## DIRECTION:
Each line containing the word "styles" needs to be copied.

========================

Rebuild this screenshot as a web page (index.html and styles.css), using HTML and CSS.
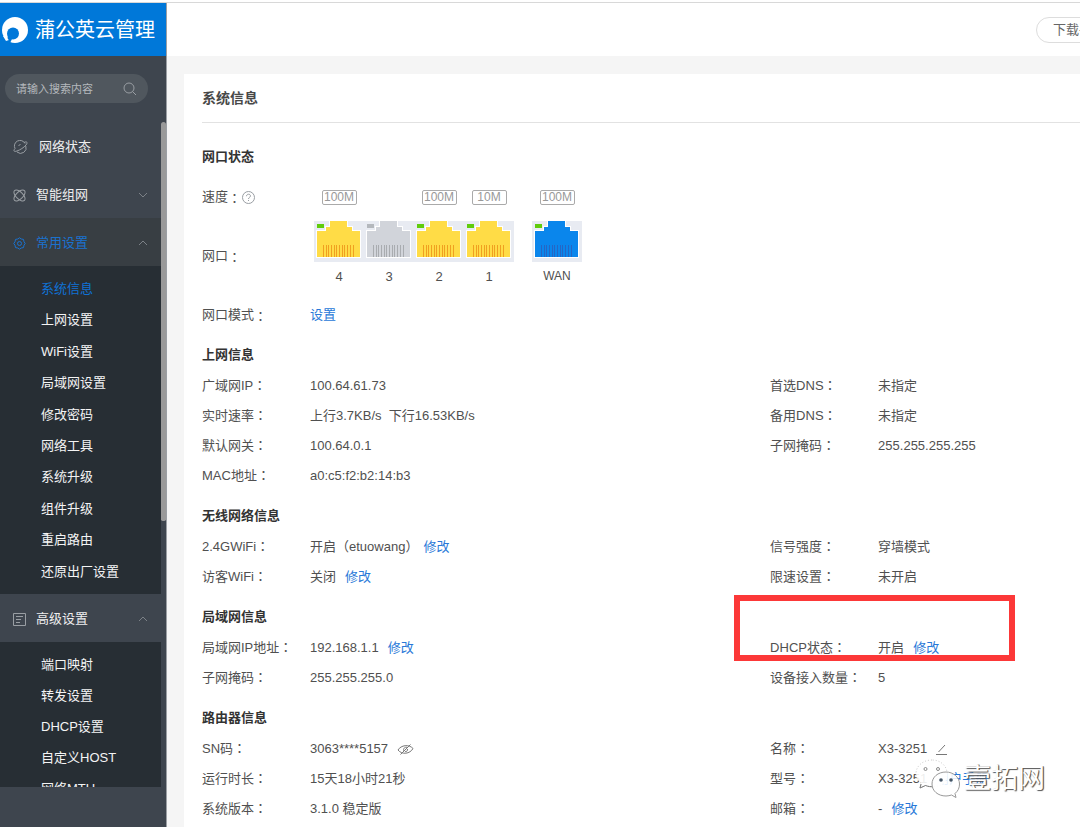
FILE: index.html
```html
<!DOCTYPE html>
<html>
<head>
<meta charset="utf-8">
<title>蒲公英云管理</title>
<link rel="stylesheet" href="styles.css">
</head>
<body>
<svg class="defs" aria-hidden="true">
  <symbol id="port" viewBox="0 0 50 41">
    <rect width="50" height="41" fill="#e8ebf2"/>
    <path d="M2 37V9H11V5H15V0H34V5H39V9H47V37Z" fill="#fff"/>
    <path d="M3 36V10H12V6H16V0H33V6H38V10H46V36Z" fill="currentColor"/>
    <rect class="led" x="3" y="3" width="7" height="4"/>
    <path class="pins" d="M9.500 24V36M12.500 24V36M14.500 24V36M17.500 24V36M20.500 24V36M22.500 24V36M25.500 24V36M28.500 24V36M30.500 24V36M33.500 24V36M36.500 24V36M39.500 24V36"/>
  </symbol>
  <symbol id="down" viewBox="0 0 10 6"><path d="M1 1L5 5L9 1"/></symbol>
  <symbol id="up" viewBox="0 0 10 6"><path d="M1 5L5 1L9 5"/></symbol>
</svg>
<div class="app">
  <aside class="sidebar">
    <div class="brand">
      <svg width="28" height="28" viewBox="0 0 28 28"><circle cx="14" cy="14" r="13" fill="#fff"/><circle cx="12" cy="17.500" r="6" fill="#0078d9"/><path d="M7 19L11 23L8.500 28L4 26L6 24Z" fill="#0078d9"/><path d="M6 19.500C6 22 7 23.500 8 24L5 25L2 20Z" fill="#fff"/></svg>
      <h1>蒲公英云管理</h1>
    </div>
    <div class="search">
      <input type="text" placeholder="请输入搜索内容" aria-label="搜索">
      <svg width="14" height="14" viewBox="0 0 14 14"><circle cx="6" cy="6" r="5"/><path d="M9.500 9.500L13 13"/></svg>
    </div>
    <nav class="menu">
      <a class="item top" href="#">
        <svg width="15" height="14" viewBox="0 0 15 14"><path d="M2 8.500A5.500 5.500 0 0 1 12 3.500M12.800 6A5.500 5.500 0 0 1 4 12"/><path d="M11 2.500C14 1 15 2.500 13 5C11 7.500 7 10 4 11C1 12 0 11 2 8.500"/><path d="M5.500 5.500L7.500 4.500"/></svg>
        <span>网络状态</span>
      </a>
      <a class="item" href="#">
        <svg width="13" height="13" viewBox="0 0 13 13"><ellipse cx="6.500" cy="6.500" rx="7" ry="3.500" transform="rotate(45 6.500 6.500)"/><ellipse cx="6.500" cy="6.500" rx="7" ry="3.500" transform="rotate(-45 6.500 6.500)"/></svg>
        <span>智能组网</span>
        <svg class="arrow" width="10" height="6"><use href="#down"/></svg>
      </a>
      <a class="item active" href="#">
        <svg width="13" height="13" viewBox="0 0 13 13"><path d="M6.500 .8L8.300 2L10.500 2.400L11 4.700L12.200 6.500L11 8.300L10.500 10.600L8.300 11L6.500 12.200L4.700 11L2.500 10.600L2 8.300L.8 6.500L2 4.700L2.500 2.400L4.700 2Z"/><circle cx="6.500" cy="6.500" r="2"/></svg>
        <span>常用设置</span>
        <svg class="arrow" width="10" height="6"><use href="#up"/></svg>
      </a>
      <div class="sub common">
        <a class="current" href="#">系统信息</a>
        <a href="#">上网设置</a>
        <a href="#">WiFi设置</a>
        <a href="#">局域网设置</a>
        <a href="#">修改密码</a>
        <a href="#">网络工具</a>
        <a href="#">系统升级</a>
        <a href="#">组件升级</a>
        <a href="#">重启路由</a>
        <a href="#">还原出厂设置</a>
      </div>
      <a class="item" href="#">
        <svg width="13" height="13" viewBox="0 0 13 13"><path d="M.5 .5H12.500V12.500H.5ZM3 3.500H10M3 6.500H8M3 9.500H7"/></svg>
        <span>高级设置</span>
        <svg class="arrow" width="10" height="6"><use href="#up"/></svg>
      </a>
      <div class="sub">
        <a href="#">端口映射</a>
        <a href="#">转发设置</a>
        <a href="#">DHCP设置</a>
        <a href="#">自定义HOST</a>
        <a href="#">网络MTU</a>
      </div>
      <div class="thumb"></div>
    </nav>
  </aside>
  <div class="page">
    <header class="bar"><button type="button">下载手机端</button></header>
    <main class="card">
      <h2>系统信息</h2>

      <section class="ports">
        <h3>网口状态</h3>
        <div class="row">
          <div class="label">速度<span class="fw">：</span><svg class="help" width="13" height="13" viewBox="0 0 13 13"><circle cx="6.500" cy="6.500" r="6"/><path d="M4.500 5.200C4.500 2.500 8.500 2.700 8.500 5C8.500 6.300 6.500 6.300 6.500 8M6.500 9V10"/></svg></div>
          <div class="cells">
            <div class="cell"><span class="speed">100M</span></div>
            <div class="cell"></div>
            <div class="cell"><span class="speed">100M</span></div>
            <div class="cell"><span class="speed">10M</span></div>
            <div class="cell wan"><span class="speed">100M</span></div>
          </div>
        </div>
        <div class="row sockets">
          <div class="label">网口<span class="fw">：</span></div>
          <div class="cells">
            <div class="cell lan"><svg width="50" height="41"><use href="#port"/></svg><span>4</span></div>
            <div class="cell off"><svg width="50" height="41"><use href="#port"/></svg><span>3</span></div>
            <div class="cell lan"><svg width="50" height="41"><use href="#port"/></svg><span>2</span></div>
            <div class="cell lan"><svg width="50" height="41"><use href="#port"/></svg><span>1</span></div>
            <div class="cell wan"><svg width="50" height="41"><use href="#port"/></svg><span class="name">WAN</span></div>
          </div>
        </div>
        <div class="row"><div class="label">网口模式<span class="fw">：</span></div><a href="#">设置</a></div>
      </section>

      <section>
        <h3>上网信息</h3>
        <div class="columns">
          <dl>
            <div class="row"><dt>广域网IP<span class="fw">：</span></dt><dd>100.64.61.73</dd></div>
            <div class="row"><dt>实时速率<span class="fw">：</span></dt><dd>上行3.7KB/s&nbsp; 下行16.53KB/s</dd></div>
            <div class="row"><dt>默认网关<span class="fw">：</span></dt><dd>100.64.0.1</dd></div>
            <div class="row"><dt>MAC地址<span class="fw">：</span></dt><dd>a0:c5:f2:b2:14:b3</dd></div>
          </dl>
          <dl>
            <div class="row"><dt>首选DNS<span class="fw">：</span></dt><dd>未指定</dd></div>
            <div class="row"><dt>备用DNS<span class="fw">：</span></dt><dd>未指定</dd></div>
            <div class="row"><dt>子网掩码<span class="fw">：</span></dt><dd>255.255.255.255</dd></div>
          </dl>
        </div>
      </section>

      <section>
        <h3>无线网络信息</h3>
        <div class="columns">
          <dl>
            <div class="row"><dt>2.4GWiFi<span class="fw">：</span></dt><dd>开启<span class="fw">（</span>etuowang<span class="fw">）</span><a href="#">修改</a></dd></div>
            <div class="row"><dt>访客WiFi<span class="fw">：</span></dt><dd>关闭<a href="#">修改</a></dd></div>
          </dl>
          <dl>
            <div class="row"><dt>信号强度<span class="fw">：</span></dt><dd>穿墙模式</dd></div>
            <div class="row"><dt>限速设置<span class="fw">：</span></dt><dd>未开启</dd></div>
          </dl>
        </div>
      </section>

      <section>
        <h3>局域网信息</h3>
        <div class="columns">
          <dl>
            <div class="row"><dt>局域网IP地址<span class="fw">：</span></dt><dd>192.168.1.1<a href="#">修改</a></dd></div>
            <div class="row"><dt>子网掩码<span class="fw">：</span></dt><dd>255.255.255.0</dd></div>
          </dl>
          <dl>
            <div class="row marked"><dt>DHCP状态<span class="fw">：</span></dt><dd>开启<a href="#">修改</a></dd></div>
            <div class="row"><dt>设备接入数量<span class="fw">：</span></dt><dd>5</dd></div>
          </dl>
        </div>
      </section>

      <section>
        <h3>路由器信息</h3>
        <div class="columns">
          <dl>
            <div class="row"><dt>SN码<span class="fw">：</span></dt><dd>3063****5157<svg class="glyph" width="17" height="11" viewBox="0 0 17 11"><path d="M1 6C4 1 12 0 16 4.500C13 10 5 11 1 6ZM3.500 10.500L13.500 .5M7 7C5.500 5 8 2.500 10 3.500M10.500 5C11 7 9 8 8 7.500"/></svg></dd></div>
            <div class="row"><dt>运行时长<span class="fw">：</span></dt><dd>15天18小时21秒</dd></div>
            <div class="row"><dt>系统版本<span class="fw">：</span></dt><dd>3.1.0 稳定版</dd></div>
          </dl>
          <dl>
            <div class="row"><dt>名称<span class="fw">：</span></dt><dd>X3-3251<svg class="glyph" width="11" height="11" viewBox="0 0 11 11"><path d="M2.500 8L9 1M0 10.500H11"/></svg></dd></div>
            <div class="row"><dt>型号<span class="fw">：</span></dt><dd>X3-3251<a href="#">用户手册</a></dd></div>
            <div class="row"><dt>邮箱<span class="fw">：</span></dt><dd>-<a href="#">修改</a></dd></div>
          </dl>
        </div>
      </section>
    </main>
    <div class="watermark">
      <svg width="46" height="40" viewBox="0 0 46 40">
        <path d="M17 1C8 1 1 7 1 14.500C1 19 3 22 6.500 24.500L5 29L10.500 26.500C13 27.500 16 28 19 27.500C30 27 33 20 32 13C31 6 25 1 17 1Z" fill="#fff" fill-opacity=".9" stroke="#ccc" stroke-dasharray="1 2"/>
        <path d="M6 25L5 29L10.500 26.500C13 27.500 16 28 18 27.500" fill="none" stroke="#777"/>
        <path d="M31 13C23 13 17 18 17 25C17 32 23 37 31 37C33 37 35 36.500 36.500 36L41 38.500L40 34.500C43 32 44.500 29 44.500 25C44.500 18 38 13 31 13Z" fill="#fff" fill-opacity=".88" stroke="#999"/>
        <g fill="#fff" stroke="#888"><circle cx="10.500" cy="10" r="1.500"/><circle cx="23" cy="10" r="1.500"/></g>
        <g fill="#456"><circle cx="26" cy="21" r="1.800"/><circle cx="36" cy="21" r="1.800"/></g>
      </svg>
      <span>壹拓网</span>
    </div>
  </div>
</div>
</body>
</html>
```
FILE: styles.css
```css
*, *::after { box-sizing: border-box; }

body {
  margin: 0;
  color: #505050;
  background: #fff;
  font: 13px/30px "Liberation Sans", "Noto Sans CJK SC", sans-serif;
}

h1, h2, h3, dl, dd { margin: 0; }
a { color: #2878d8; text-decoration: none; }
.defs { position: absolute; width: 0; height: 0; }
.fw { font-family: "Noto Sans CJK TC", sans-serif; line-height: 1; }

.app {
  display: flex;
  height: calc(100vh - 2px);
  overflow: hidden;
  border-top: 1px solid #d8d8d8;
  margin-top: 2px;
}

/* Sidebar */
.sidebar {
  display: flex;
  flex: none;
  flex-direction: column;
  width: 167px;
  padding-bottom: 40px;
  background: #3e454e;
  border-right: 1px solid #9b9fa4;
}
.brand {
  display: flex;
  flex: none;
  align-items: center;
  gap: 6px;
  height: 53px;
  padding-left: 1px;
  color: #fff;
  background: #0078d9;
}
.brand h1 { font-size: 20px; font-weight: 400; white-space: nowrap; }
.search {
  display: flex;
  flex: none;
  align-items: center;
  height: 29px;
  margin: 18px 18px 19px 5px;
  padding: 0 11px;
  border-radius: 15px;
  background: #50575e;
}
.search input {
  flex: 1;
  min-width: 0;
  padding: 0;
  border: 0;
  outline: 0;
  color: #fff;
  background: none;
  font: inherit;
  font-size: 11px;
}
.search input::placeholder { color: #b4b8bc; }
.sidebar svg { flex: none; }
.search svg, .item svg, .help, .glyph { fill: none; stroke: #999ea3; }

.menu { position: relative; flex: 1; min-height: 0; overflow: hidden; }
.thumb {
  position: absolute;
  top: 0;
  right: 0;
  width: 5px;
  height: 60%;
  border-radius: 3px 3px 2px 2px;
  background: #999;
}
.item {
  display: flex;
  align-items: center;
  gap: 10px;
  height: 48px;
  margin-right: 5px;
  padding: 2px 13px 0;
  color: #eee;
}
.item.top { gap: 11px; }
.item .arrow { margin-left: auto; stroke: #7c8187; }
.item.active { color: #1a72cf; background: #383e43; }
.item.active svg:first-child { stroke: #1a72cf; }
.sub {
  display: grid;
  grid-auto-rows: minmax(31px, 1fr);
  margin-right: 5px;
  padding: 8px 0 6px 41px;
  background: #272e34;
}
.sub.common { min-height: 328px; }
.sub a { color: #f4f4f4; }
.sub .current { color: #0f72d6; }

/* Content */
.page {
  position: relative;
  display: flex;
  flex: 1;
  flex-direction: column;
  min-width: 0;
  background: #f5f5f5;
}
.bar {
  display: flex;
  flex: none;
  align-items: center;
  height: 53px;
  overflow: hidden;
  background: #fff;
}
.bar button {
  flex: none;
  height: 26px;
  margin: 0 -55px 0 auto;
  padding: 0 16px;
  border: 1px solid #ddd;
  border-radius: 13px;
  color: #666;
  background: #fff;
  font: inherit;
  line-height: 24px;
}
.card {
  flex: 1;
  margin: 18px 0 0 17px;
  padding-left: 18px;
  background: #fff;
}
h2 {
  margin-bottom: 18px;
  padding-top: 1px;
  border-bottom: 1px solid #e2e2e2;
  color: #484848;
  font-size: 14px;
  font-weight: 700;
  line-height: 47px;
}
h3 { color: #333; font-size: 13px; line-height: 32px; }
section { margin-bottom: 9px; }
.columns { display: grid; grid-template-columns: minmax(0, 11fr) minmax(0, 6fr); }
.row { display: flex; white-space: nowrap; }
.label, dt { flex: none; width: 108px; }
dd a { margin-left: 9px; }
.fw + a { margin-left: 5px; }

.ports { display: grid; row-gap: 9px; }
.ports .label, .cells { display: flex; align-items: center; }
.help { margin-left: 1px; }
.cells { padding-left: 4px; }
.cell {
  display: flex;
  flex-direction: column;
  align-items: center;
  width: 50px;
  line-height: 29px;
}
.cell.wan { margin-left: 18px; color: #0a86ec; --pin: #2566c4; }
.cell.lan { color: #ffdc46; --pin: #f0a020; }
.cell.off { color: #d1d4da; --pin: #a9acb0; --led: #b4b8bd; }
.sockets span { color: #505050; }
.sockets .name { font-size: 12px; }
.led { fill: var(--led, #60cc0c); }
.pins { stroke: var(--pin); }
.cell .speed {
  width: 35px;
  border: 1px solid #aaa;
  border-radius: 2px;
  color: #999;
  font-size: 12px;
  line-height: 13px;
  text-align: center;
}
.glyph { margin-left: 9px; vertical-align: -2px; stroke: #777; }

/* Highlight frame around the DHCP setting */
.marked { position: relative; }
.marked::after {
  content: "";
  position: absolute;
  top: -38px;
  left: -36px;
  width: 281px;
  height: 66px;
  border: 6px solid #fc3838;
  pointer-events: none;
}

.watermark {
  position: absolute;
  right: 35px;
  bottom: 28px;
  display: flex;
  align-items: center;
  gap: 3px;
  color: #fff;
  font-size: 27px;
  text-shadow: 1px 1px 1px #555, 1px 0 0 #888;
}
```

========================

## WRITTEN SOLUTION:
Rebuild this screenshot as a web page (index.html and styles.css), using HTML and CSS.
<link rel="stylesheet" href="styles.css">
FILE: styles.css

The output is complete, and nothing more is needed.